Ao anfitrião, Jesus recomenda uma atitude de gratuidade: Quando deres uma festa ou um banquete, não chames teus amigos, nem teus irmãos, nem teus parentes, nem teus vizinhos ricos, para que eles não te convidem também e assim haja retribuição para ti (v. 12). Mesmo por trás do gesto generoso de receber convidados pode se esconder um sentimento de orgulho e egoísmo: convidar somente pessoas que, de algum modo, podem retribuir ao convite.

 

A escolha dos convidados pode ser motivada pelo interesse e por quais vantagens aquele convite pode render ao anfitrião. Para incentivar seus ouvintes a evitar este comportamento interesseiro, Jesus aconselha a convidar os pobres, estropiados, coxos e cegos (v. 13c).
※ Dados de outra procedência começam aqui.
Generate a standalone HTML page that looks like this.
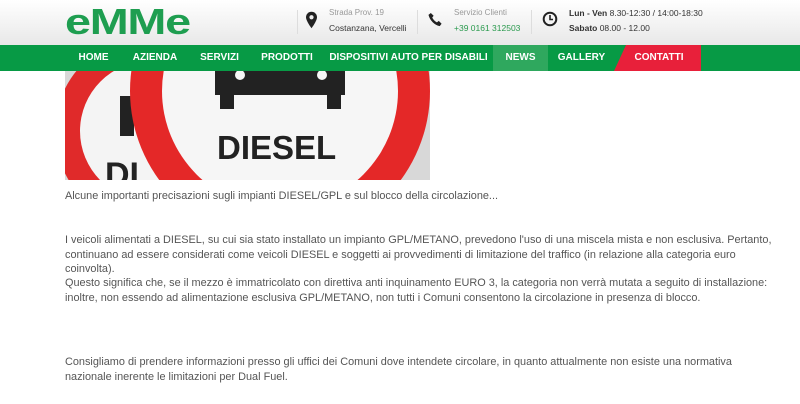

No ambiente judaico de Jesus, estas categorias de infelizes não podem participar de nenhuma cerimônia religiosa no Templo (cf. Lv 21,17-21). Mais ainda, tais pessoas nem sequer podiam fazer parte da comunidade religiosa dissidente que habitava Qumran.

 

No v. 14, Jesus profere uma bem-aventurança: e serás bem-aventurado, porque eles não têm com que te retribuir. Mas terás tua retribuição na ressurreição dos justos. Este desafio aos esquemas convencionais de reciprocidade é destacado pela condenação de Jesus ao hábito de convidar aqueles que podem retribuir (vv. 12-14). À luz de um julgamento humano, o que Jesus recomenda é uma ação sem compensação; mas o fiel sabe que será recompensado na vida futura, na qual resplandecerá a “justiça” ou a santidade daqueles que lutam por fraternidade, vida, direito etc. Jesus ensina que o bem deve ser realizado mesmo sem reconhecimento. Não obstante, tudo será compensado, pago. Desta vez o autor do Evangelho de Lucas não fala do banco celestial onde os tesouros estão seguros (cf. 12,33), mas ressalta o trabalho cristão à luz da vida após a morte. Esse é o critério do Reino. O evangelho é anunciado aos despossuídos, cegos, coxos e pobres (7,22). Os cristãos devem ser “misericordiosos, como o Pai é misericordioso” (6,36) para que sejam recompensados por Deus em vez de receberem a recompensa de outros homens.

 

Em nossas comunidades, as duas atitudes estão bem presentes: tanto a busca dos primeiros lugares como a falta de gratuidade. Ambas são atitudes egoístas e Jesus nos convida a combatê-las primeiramente em nós mesmos. Mas precisamos também estar atentos: não devemos confundir “buscar o último lugar na comunidade” com “sentar-se no último banco da igreja”. Buscar o último lugar é uma atitude de serviço e compromisso; sentar-se no último banco muitas vezes é uma atitude de oposição e indiferença.